Danforth insisted that in orchestrating a potentially risky trip he was simply carrying out Bush administration policy.
“The president has an interest in Sudan, in fixing Sudan. That was the impetus of my being asked to do this job.
“So the question was: What do we do about it? I’ve not viewed myself as having a policy role. I don’t know where policy stops and where going out and making it work begins.”
That Sudan preoccupied Danforth during most of his U.N. tenure made sense, given his role as Bush’s envoy for that country’s peace process since 2001 and the prominence of Darfur now. In his resignation letter to the president Danforth said he was open to taking on such specific tasks again, so long as he could do them from a St. Louis base.
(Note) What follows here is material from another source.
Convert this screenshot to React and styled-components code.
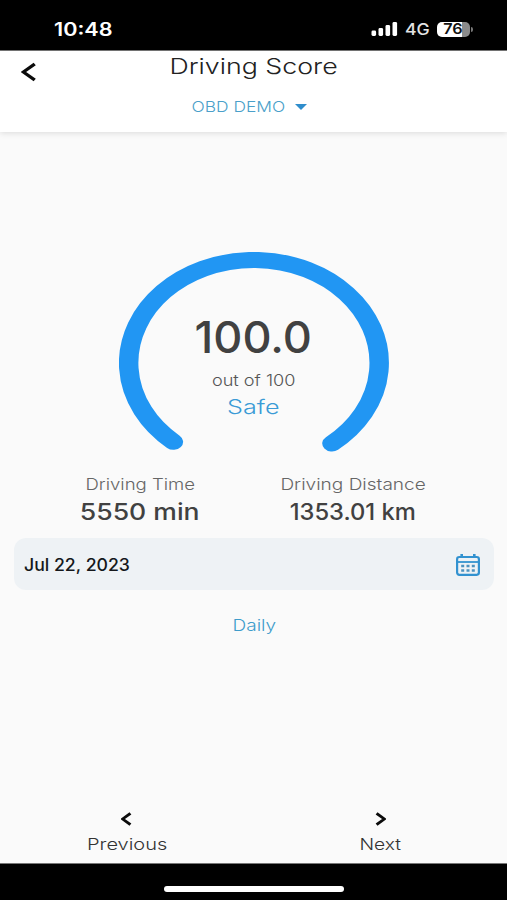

Even as he vented on the parts of the job he disliked, Danforth made it clear that home and family, especially his wife, Sally, were the overwhelming factors that had led him to cut short his diplomatic career.
“Projects are one thing,” he said. “A full-time job outside of St. Louis is another. Basically what I am is a St. Louis guy married to a St. Louis girl for 47 years. I would like to spend more time with both of them.”